**** DATASET SECTION ****

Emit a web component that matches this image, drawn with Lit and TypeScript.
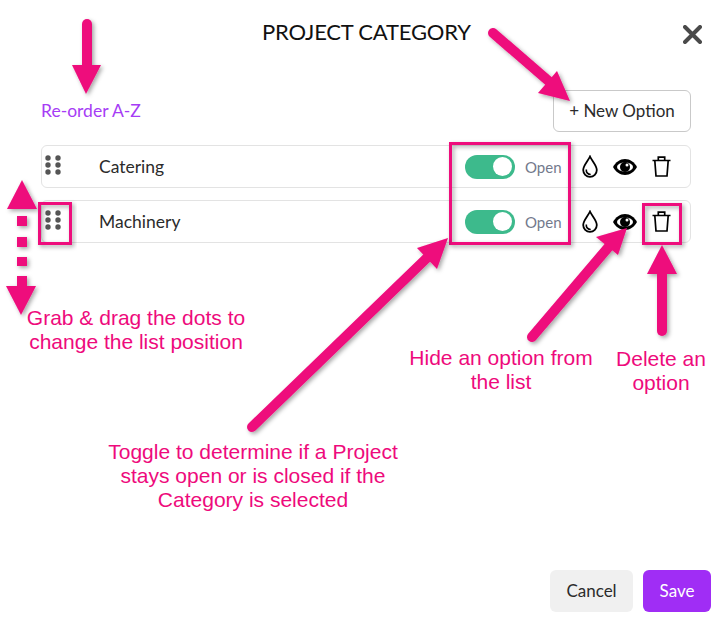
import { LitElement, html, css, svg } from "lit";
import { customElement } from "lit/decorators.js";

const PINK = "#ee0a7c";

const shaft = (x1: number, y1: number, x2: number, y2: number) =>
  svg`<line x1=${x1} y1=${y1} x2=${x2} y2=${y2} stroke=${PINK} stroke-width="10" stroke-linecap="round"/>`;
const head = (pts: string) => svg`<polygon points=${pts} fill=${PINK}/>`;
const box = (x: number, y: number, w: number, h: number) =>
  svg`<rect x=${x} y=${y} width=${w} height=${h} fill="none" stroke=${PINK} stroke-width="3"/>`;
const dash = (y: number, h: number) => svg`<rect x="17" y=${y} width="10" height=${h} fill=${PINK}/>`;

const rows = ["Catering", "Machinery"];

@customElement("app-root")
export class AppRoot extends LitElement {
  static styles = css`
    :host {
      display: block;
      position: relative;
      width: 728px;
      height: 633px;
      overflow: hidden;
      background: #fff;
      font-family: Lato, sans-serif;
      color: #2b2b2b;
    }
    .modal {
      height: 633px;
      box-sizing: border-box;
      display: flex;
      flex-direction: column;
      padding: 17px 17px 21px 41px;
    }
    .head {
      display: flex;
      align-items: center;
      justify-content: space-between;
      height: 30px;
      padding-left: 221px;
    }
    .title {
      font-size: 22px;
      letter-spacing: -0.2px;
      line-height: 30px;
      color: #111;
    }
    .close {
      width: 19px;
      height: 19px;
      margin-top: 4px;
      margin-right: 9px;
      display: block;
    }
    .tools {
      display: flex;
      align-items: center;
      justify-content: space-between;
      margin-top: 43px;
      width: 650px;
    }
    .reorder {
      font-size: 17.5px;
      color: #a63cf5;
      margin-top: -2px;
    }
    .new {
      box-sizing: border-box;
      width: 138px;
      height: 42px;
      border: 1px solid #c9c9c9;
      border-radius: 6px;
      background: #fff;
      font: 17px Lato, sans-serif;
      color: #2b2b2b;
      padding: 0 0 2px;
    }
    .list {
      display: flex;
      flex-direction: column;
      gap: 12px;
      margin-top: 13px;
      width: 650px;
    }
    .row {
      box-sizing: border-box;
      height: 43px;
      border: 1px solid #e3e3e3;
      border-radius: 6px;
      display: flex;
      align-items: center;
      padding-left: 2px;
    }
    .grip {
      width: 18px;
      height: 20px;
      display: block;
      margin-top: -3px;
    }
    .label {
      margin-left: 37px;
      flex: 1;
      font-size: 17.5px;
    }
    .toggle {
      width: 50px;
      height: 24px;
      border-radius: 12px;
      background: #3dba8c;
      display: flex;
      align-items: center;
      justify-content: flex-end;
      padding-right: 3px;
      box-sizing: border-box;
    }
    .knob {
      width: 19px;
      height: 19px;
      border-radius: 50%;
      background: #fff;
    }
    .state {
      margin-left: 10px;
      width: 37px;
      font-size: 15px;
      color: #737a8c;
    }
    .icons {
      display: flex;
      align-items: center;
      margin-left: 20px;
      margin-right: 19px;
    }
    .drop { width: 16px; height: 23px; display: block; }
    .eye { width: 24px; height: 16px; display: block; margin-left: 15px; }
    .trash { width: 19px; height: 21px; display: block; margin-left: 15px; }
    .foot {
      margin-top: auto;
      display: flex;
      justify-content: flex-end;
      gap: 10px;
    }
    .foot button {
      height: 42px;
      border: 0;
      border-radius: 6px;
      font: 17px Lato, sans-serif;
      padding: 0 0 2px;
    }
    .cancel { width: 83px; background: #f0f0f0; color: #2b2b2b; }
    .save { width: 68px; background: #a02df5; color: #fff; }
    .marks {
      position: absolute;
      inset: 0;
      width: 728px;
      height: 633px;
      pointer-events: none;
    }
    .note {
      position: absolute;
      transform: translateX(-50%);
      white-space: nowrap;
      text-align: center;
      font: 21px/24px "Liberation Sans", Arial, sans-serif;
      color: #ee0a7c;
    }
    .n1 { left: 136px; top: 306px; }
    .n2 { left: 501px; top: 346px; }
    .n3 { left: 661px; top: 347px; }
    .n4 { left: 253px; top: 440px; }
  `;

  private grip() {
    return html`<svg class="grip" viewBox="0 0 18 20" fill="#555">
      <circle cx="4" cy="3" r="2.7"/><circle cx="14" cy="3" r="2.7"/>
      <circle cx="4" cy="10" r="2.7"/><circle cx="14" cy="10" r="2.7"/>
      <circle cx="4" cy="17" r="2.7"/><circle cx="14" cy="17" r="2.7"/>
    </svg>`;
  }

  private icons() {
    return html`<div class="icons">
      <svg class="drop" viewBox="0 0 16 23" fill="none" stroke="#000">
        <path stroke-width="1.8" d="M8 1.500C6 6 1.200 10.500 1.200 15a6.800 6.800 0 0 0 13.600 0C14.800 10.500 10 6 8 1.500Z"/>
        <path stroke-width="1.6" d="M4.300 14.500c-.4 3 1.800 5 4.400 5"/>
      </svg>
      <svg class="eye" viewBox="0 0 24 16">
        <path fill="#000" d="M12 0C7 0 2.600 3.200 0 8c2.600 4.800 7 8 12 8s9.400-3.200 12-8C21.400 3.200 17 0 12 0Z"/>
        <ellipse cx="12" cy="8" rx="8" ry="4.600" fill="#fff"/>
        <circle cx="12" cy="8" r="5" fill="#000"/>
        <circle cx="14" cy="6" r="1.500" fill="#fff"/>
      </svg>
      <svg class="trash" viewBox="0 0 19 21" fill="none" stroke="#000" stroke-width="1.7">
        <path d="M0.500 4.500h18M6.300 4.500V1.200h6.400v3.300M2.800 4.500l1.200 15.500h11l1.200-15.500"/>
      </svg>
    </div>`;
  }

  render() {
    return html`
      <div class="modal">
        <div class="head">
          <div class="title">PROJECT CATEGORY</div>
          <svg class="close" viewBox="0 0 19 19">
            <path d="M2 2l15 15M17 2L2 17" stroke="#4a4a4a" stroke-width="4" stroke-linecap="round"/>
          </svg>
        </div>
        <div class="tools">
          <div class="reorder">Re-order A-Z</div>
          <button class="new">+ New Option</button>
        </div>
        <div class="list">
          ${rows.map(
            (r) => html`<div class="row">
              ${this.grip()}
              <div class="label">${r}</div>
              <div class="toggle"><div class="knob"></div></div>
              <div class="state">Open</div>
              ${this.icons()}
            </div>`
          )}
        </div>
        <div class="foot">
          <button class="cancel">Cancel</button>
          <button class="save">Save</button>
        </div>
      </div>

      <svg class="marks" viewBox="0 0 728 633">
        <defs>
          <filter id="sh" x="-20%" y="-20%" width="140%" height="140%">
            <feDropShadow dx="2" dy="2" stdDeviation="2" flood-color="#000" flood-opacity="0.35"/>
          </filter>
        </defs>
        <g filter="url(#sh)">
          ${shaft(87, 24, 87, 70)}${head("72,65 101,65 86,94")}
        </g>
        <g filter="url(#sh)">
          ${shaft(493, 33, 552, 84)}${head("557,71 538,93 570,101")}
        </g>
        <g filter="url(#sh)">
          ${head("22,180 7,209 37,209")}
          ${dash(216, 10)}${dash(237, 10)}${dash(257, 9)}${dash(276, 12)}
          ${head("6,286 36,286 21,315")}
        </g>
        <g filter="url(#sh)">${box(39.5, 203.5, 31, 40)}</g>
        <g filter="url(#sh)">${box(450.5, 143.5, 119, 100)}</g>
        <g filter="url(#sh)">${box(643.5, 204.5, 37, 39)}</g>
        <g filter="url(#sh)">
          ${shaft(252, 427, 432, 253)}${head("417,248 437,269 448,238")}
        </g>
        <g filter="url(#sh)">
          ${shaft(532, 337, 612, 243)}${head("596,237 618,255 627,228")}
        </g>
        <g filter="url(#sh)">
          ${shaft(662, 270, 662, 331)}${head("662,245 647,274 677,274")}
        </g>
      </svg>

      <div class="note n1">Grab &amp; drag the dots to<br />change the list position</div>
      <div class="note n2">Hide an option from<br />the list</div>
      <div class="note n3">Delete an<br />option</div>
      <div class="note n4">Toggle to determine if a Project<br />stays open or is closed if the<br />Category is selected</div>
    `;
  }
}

****

• [THE REQUEST]:
Find each line that has the word "this", then copy it out.

• [TASK ANSWER]:
Emit a web component that matches this image, drawn with Lit and TypeScript.
              ${this.grip()}
              ${this.icons()}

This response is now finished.